■ **Problem details**
Transcribe the records that follow exactly. Skip the pictures.

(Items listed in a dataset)
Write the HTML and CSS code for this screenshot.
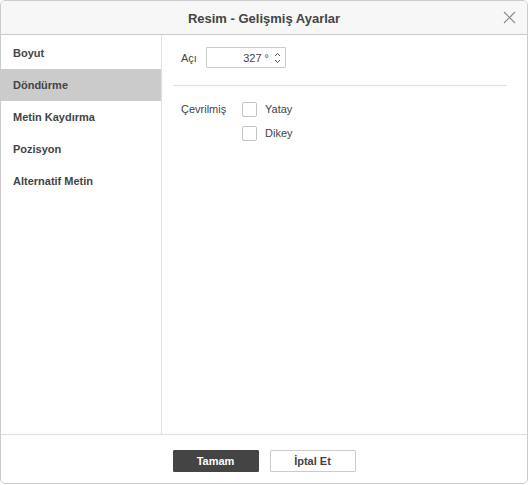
FILE: index.html
```html
<!DOCTYPE html>
<html lang="tr">
<head>
<meta charset="utf-8">
<title>Resim - Gelişmiş Ayarlar</title>
<link rel="stylesheet" href="styles.css">
</head>
<body>
<div class="dialog">
  <div class="header">
    <span class="title">Resim - Gelişmiş Ayarlar</span>
    <span class="close" aria-label="Kapat">
      <svg width="13" height="13" viewBox="0 0 13 13"><path d="M1 1L12 12M12 1L1 12" stroke="#8a8a8a" stroke-width="1.1" fill="none"/></svg>
    </span>
  </div>
  <div class="body">
    <ul class="sidebar">
      <li class="item">Boyut</li>
      <li class="item selected">Döndürme</li>
      <li class="item">Metin Kaydırma</li>
      <li class="item">Pozisyon</li>
      <li class="item">Alternatif Metin</li>
    </ul>
    <div class="content">
      <div class="row angle-row">
        <span class="label">Açı</span>
        <div class="spin">
          <span class="value">327 °</span>
          <span class="arrows">
            <svg width="7" height="5" viewBox="0 0 7 5"><path d="M1 4L3.5 1.5L6 4" stroke="#555" stroke-width="1" fill="none"/></svg>
            <svg width="7" height="5" viewBox="0 0 7 5"><path d="M1 1L3.5 3.5L6 1" stroke="#555" stroke-width="1" fill="none"/></svg>
          </span>
        </div>
      </div>
      <div class="separator"></div>
      <div class="flip">
        <span class="label flip-label">Çevrilmiş</span>
        <div class="checks">
          <label class="check"><span class="box"></span><span>Yatay</span></label>
          <label class="check"><span class="box"></span><span>Dikey</span></label>
        </div>
      </div>
    </div>
  </div>
  <div class="footer">
    <button class="btn primary">Tamam</button>
    <button class="btn">İptal Et</button>
  </div>
</div>
</body>
</html>
```

FILE: styles.css
```css
* { box-sizing: border-box; }
html, body { margin: 0; padding: 0; background: #fff; }
body {
  font-family: "Liberation Sans", Arial, sans-serif;
  color: #444;
  font-size: 11px;
}
.dialog {
  width: 528px;
  height: 484px;
  border: 1px solid #cbcbcb;
  border-radius: 5px;
  display: flex;
  flex-direction: column;
  overflow: hidden;
  background: #fff;
}
.header {
  height: 34px;
  flex: none;
  background: #f7f7f7;
  border-bottom: 1px solid #cbcbcb;
  display: flex;
  align-items: center;
  justify-content: center;
  position: relative;
}
.title {
  font-size: 13px;
  font-weight: bold;
  color: #444;
  padding-top: 1px;
}
.close {
  position: absolute;
  right: 11px;
  top: 10px;
  width: 13px;
  height: 13px;
  display: flex;
}
.body {
  flex: 1;
  display: flex;
  min-height: 0;
}
.sidebar {
  list-style: none;
  margin: 0;
  padding: 2px 0 0 0;
  width: 161px;
  flex: none;
  border-right: 1px solid #dfdfdf;
}
.item {
  height: 32px;
  line-height: 32px;
  padding-left: 12px;
  font-weight: bold;
  color: #444;
  font-size: 11px;
}
.item.selected { background: #cbcbcb; }
.content {
  flex: 1;
  padding: 12px 20px 0 11px;
}
.row { display: flex; align-items: center; }
.angle-row { padding-left: 8px; }
.label { color: #444; font-size: 11px; }
.angle-row .label { width: 25px; }
.spin {
  width: 80px;
  height: 21px;
  border: 1px solid #cbcbcb;
  border-radius: 1px;
  display: flex;
  align-items: center;
  justify-content: flex-end;
  padding-right: 4px;
}
.value { font-size: 11px; color: #444; margin-right: 5px; }
.arrows {
  display: flex;
  flex-direction: column;
  gap: 2px;
}
.arrows svg { display: block; }
.separator {
  height: 1px;
  background: #dfdfdf;
  margin: 17px 0 16px 0;
}
.flip {
  display: flex;
  padding-left: 8px;
}
.flip-label {
  width: 61px;
  line-height: 15px;
}
.checks { display: flex; flex-direction: column; gap: 9px; }
.check { display: flex; align-items: center; color: #444; line-height: 15px; }
.box {
  width: 15px;
  height: 15px;
  border: 1px solid #c4c4c4;
  border-radius: 2px;
  background: #fff;
  margin-right: 8px;
}
.footer {
  height: 49px;
  flex: none;
  border-top: 1px solid #dfdfdf;
  display: flex;
  justify-content: center;
  align-items: flex-start;
  gap: 11px;
  padding-top: 15px;
}
.btn {
  width: 86px;
  height: 22px;
  border: 1px solid #cbcbcb;
  border-radius: 1px;
  background: #fff;
  font-family: "Liberation Sans", Arial, sans-serif;
  font-size: 11px;
  font-weight: bold;
  color: #444;
  padding: 0;
}
.btn.primary {
  background: #444;
  border-color: #444;
  color: #fff;
}
```
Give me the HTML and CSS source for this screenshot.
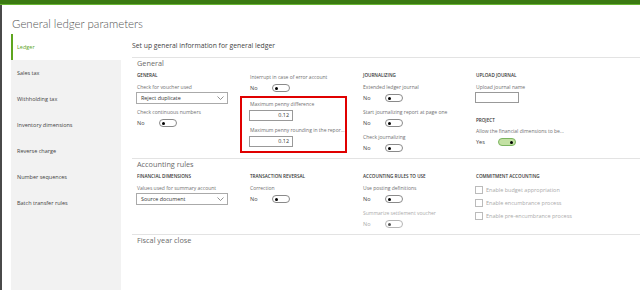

■ **Right answer**
Write the HTML and CSS code for this screenshot.
FILE: index.html
```html
<!DOCTYPE html>
<html lang="tr">
<head>
<meta charset="utf-8">
<title>Resim - Gelişmiş Ayarlar</title>
<link rel="stylesheet" href="styles.css">
</head>
<body>
<div class="dialog">
  <div class="header">
    <span class="title">Resim - Gelişmiş Ayarlar</span>
    <span class="close" aria-label="Kapat">
      <svg width="13" height="13" viewBox="0 0 13 13"><path d="M1 1L12 12M12 1L1 12" stroke="#8a8a8a" stroke-width="1.1" fill="none"/></svg>
    </span>
  </div>
  <div class="body">
    <ul class="sidebar">
      <li class="item">Boyut</li>
      <li class="item selected">Döndürme</li>
      <li class="item">Metin Kaydırma</li>
      <li class="item">Pozisyon</li>
      <li class="item">Alternatif Metin</li>
    </ul>
    <div class="content">
      <div class="row angle-row">
        <span class="label">Açı</span>
        <div class="spin">
          <span class="value">327 °</span>
          <span class="arrows">
            <svg width="7" height="5" viewBox="0 0 7 5"><path d="M1 4L3.5 1.5L6 4" stroke="#555" stroke-width="1" fill="none"/></svg>
            <svg width="7" height="5" viewBox="0 0 7 5"><path d="M1 1L3.5 3.5L6 1" stroke="#555" stroke-width="1" fill="none"/></svg>
          </span>
        </div>
      </div>
      <div class="separator"></div>
      <div class="flip">
        <span class="label flip-label">Çevrilmiş</span>
        <div class="checks">
          <label class="check"><span class="box"></span><span>Yatay</span></label>
          <label class="check"><span class="box"></span><span>Dikey</span></label>
        </div>
      </div>
    </div>
  </div>
  <div class="footer">
    <button class="btn primary">Tamam</button>
    <button class="btn">İptal Et</button>
  </div>
</div>
</body>
</html>
```

FILE: styles.css
```css
* { box-sizing: border-box; }
html, body { margin: 0; padding: 0; background: #fff; }
body {
  font-family: "Liberation Sans", Arial, sans-serif;
  color: #444;
  font-size: 11px;
}
.dialog {
  width: 528px;
  height: 484px;
  border: 1px solid #cbcbcb;
  border-radius: 5px;
  display: flex;
  flex-direction: column;
  overflow: hidden;
  background: #fff;
}
.header {
  height: 34px;
  flex: none;
  background: #f7f7f7;
  border-bottom: 1px solid #cbcbcb;
  display: flex;
  align-items: center;
  justify-content: center;
  position: relative;
}
.title {
  font-size: 13px;
  font-weight: bold;
  color: #444;
  padding-top: 1px;
}
.close {
  position: absolute;
  right: 11px;
  top: 10px;
  width: 13px;
  height: 13px;
  display: flex;
}
.body {
  flex: 1;
  display: flex;
  min-height: 0;
}
.sidebar {
  list-style: none;
  margin: 0;
  padding: 2px 0 0 0;
  width: 161px;
  flex: none;
  border-right: 1px solid #dfdfdf;
}
.item {
  height: 32px;
  line-height: 32px;
  padding-left: 12px;
  font-weight: bold;
  color: #444;
  font-size: 11px;
}
.item.selected { background: #cbcbcb; }
.content {
  flex: 1;
  padding: 12px 20px 0 11px;
}
.row { display: flex; align-items: center; }
.angle-row { padding-left: 8px; }
.label { color: #444; font-size: 11px; }
.angle-row .label { width: 25px; }
.spin {
  width: 80px;
  height: 21px;
  border: 1px solid #cbcbcb;
  border-radius: 1px;
  display: flex;
  align-items: center;
  justify-content: flex-end;
  padding-right: 4px;
}
.value { font-size: 11px; color: #444; margin-right: 5px; }
.arrows {
  display: flex;
  flex-direction: column;
  gap: 2px;
}
.arrows svg { display: block; }
.separator {
  height: 1px;
  background: #dfdfdf;
  margin: 17px 0 16px 0;
}
.flip {
  display: flex;
  padding-left: 8px;
}
.flip-label {
  width: 61px;
  line-height: 15px;
}
.checks { display: flex; flex-direction: column; gap: 9px; }
.check { display: flex; align-items: center; color: #444; line-height: 15px; }
.box {
  width: 15px;
  height: 15px;
  border: 1px solid #c4c4c4;
  border-radius: 2px;
  background: #fff;
  margin-right: 8px;
}
.footer {
  height: 49px;
  flex: none;
  border-top: 1px solid #dfdfdf;
  display: flex;
  justify-content: center;
  align-items: flex-start;
  gap: 11px;
  padding-top: 15px;
}
.btn {
  width: 86px;
  height: 22px;
  border: 1px solid #cbcbcb;
  border-radius: 1px;
  background: #fff;
  font-family: "Liberation Sans", Arial, sans-serif;
  font-size: 11px;
  font-weight: bold;
  color: #444;
  padding: 0;
}
.btn.primary {
  background: #444;
  border-color: #444;
  color: #fff;
}
```
Give me the HTML and CSS source for this screenshot.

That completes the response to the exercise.